Eric, our guide, appears unconcerned when I point them out, but he’s familiar with this area–Abai Jungle Resort in Borneo, where we’ve floated down the Menanggul River to Pitas Lake. He just gestures to Kerry, who drives our boat, that we should move a few yards downstream.
At dusk, the evening before, I’d seen these creatures on the shore, little changed by 65 million years of evolution. They seem more deadly to me than the alligators I’ve become used to in the southern states. So, when Eric points to the trees and whispers, “A long-tail macaque,” I shift my focus, but still keep one eye out for signs of more crocodile air bubbles. Our canoe, after all, is a rather flimsy boat and it would be easy for a five or six meter (15-19 foot) long Estuarine crocodile to flip all of us “tasty morsels” into the water for his breakfast.
- Crocodiles and alligators are the only creatures still found today from the Archosauria reptile group that included dinosaurs and the flying pterosaurs. See this image college from About.com – http://dinosaurs.about.com/od/dinosaurpictures/ig/Crocodile-Pictures/
- The crocodiles I saw in Malaysia were Estuarine crocodiles–which can reach lengths of nearly 20 feet long and weigh a 1000 pounds. These salt water crocodiles are the largest on earth.
- Crocodiles are at the top of the food chain in the rainforest in Borneo.
- Crocodiles have excellent hearing and eyesight, plus can sense vibrations in the water when they’re fully immersed, waiting for prey.
- Crocodiles produce “tears” in their eyes to lubricate them when they’re out of water for a long period of time–thus the term crocodile tears, which aren’t from crying at all.
- For more information about Estuarine crocodiles see: http://animals.nationalgeographic.com/animals/reptiles/saltwater-crocodile/
I’d been in Malaysia for over two weeks at this point, starting with a tour of Kuala Lumpur then on to the Rainforest Music Festival. This was one of the parts I’d been waiting for, a trip into the rainforest to an area totally cut off from telephones and roads and Internet and modernization.
View Larger Map
There’s only one way into Abai Jungle Resort and that’s over the water. I’d come from Sandakan Jetty over an inlet of the Sulu Sea, then 47 km into the jungle from the mouth of the Kinabatangan River.
Abai is one of the newest resorts, having been completed in 2004. It has, of course, no electricity from outside, but has its own generators for the convenience of visitors.

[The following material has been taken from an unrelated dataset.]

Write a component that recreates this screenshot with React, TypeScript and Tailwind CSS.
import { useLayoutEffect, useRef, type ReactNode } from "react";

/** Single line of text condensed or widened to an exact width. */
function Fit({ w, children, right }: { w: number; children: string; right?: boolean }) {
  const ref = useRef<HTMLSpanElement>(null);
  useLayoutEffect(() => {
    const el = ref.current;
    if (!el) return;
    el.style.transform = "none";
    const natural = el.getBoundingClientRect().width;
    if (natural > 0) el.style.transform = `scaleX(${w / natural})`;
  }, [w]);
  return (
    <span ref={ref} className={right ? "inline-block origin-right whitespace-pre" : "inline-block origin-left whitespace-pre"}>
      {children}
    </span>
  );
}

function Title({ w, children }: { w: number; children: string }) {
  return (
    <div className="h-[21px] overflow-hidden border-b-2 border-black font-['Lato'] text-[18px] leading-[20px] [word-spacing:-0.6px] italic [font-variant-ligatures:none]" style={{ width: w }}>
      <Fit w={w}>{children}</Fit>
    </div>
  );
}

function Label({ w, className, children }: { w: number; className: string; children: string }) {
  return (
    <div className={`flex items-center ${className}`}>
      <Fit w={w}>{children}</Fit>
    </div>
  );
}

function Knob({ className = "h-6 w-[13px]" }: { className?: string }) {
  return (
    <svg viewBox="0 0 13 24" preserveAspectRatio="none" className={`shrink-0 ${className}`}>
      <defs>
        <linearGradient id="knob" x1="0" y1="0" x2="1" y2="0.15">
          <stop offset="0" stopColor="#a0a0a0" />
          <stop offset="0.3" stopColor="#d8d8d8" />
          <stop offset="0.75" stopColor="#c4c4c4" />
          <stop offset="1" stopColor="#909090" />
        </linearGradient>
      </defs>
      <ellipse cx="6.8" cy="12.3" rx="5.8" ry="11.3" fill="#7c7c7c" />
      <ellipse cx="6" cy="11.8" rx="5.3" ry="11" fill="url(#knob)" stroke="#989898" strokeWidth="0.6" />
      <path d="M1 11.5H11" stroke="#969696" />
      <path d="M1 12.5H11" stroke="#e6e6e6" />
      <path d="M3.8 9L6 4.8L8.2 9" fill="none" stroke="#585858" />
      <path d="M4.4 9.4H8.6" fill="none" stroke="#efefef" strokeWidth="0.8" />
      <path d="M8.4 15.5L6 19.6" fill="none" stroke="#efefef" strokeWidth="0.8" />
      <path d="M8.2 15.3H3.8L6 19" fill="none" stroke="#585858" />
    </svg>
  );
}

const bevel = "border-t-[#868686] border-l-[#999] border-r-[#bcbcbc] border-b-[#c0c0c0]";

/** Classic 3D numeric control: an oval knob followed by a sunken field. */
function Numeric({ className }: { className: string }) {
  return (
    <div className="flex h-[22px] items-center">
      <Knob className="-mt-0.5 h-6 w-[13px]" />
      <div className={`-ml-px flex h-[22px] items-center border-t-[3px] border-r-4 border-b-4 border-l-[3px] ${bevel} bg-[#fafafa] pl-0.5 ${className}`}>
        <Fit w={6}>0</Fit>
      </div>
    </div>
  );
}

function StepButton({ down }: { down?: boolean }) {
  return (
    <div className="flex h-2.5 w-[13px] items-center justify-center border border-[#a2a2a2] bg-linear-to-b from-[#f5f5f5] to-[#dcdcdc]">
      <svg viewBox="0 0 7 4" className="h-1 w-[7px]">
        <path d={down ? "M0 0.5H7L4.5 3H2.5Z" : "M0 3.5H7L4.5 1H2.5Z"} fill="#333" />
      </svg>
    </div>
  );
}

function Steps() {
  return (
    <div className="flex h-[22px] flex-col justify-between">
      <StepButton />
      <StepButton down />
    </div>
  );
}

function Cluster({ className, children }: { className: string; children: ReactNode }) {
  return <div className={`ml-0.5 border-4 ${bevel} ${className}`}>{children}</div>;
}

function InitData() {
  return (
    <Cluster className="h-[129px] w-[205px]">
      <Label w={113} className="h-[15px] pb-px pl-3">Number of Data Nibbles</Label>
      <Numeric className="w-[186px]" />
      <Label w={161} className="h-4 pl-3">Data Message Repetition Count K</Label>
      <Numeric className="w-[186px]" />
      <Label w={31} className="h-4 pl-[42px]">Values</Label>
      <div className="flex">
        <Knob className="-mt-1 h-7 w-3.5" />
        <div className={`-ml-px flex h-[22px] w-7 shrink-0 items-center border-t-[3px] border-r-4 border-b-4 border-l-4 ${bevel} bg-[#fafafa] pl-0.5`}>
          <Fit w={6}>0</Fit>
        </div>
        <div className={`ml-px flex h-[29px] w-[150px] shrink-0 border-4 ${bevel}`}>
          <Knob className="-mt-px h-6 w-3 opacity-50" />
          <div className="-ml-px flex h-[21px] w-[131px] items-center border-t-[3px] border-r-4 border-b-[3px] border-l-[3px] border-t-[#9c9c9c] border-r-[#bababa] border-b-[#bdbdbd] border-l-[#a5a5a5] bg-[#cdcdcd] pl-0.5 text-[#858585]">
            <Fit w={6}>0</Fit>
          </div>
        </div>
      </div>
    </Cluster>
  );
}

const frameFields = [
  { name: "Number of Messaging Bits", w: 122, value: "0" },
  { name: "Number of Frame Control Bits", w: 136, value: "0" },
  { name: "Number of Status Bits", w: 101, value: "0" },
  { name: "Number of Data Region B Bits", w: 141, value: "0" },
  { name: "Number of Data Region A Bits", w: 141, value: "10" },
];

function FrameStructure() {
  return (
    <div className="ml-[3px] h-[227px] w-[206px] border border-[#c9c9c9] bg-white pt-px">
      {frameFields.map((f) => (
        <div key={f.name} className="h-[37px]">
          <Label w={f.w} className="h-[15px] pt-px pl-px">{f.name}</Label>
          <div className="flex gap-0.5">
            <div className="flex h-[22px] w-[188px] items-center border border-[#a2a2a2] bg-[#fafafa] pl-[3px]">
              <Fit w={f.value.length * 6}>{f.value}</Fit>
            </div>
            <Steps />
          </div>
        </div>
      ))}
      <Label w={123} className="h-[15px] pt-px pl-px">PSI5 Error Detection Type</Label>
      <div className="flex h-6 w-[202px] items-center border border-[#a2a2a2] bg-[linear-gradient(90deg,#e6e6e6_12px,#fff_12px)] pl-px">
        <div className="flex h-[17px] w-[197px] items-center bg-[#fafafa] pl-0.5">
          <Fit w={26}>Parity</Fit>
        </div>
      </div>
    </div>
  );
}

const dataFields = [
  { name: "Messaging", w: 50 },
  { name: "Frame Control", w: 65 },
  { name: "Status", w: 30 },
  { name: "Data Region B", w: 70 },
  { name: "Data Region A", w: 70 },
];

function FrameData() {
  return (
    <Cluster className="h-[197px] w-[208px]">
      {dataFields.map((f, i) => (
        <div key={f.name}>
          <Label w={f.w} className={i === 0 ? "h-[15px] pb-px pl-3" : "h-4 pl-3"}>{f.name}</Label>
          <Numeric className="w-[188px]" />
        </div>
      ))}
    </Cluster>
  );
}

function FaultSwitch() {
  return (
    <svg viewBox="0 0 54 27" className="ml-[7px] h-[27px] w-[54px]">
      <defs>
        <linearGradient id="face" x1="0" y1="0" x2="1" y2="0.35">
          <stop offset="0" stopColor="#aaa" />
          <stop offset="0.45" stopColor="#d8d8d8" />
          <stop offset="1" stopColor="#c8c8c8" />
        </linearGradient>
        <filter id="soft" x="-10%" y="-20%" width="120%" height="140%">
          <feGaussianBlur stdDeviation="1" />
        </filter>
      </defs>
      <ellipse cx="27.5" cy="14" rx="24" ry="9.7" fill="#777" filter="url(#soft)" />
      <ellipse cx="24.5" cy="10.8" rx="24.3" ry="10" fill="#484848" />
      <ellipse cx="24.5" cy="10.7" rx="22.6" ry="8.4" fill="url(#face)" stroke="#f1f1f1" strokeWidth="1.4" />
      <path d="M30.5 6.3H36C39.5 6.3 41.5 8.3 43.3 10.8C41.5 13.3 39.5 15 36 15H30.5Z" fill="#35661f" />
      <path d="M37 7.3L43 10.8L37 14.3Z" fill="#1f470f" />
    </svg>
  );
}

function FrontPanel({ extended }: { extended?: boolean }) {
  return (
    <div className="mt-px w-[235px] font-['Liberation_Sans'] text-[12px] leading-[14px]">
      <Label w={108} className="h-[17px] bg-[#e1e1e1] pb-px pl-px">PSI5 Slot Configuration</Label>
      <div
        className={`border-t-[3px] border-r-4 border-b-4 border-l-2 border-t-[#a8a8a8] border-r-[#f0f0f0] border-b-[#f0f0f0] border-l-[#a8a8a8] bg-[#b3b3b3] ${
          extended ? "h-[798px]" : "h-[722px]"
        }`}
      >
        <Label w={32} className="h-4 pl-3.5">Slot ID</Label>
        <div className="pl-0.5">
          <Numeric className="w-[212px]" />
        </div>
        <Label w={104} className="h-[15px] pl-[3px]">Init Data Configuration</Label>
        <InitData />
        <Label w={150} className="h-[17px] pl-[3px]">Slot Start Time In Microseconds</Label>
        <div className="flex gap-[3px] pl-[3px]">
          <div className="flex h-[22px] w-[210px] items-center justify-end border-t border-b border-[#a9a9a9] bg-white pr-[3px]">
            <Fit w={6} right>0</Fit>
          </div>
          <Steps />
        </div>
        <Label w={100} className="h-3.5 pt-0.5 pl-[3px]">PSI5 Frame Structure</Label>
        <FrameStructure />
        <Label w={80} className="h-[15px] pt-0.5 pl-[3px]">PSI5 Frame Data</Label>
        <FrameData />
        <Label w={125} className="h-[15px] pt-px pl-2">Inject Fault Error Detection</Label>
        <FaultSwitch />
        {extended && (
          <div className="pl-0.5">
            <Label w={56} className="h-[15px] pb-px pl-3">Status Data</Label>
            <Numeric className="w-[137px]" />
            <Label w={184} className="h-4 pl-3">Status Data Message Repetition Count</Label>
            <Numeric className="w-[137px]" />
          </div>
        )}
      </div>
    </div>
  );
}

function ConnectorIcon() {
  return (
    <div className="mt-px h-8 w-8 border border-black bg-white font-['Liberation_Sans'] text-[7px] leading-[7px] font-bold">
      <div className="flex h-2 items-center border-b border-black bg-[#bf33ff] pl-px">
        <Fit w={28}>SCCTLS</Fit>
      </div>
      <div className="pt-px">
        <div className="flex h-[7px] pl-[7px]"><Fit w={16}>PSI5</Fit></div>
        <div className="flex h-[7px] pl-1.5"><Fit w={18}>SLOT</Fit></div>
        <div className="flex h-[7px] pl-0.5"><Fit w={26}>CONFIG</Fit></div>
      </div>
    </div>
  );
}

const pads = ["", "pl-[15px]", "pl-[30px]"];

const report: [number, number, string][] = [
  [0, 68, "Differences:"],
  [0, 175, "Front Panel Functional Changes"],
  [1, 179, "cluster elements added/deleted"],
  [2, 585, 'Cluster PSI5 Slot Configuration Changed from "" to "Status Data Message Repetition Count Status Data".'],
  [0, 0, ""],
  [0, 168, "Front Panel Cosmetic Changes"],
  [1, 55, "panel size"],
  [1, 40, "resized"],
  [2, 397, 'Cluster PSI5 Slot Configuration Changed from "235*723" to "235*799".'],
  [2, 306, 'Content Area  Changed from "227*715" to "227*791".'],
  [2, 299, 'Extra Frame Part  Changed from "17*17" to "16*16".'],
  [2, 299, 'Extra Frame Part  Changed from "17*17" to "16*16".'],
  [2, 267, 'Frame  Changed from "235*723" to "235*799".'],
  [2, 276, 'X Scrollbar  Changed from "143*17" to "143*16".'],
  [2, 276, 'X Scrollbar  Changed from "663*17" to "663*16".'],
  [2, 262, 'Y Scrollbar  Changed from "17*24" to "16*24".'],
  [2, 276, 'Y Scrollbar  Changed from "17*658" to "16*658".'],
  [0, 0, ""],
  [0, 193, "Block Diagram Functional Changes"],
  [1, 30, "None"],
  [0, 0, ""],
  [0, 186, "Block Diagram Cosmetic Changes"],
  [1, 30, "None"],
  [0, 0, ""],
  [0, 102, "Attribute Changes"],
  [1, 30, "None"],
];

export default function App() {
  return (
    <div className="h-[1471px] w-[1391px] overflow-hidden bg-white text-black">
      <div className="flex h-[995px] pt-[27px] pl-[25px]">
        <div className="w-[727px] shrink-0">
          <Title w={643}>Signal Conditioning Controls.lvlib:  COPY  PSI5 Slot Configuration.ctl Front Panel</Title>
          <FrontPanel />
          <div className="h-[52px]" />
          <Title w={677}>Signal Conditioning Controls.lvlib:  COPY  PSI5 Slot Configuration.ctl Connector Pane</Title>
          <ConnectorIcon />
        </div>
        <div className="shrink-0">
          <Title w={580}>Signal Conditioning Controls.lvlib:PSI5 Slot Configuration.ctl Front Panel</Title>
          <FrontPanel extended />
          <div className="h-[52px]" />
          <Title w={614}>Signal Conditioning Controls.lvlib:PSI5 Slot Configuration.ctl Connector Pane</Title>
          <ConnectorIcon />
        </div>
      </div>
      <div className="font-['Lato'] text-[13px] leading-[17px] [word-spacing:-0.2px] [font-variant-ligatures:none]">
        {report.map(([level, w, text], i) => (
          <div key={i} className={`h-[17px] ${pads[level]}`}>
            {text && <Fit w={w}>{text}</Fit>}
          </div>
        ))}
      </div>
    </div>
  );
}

Resort workers are men from the nearby village of Abai. They’re all local members of the Orang Sungai people, and they took great pride in making sure our stay was comfortable and exciting. When there wasn’t any work to be done, many sat in the large recreation area playing instruments and singing, making the resort feel like a home away from home.
The jungles of Borneo, I discovered, are explored from boats on the river, rather than hot, sweaty walks under the canopy of the rainforest, hacking away at the plants and trees like they do on t.v. This ecotourism certainly made for easier work! The only visitors allowed into this area come with guides, who must be trained and have a license. There are no casual visitors–we’d been stopped and checked at the mouth of the Kinabatangan River for permits, all of which our guide, Eric, handled.
Eric had many responsibilities–he’d given us lessons in how to tie our sarongs the previous night at dinner (I kept shorts on under mine, just in case!), and he’d given the 6 a.m. wake-up call for the morning’s river cruise, knocking on everyone’s doors.
A mysterious place at any time, the jungle is particularly intriguing at sunrise when a mist so thick you can hardly see the boat is rising off the water. It wouldn’t take long, Eric assured us, for the hot sun to burn it off, but in the meantime we were guaranteed an amazing experience of the rainforest sounds and creatures.
None of us spoke as the boat left the dock–perhaps we were still half asleep–or maybe intimidated by the mist. The putt-putt of the boat echoed around us, bouncing from side to side as we slid in and out of coves, and up and down the river.
Eric kept watch through the binoculars for wildlife to point out–plus, he was a master at animal sounds and bird calls, telling us what type of creature was hiding at the top of some tree or nattering at its mate on the jungle floor. Here’s a macaque clip to listen to:
Shortly after those crocodile bubbles–luckily I didn’t see any more–I watched a group of monkeys on the river bank, walking along, a dozen or more little creatures all no more than a foot or so high, one after another like they’d just stepped out of a picture book. Before we made it back to Abai, we also saw: Proboscis monkeys, silver leaf monkeys, purple heron, Chinese egret, stork bill kingfisher, bhramingk kite, white collard kingfisher and oriental pied hornbill.
Take a cruise down the Kinabatangan River with this video from PleaseTakeMeTo.com:
Many of my most unique traveling adventures have been in Malaysia, so I’ve slotted this early morning viewing expedition on the river as my staycation stop #17 as I revisit some of the great trips I’ve taken in other years. I loved the rainforest–its sounds, its creatures, its people. It’s hard to imagine that once-upon-a-time, around 40 to 50 million years ago, where I live now in Saskatchewan, was this type of environment, albeit occupied by prehistoric creatures instead of monkeys, which we know of course because of the rich oil deposits. I wonder though, what will be here in another 50 million years?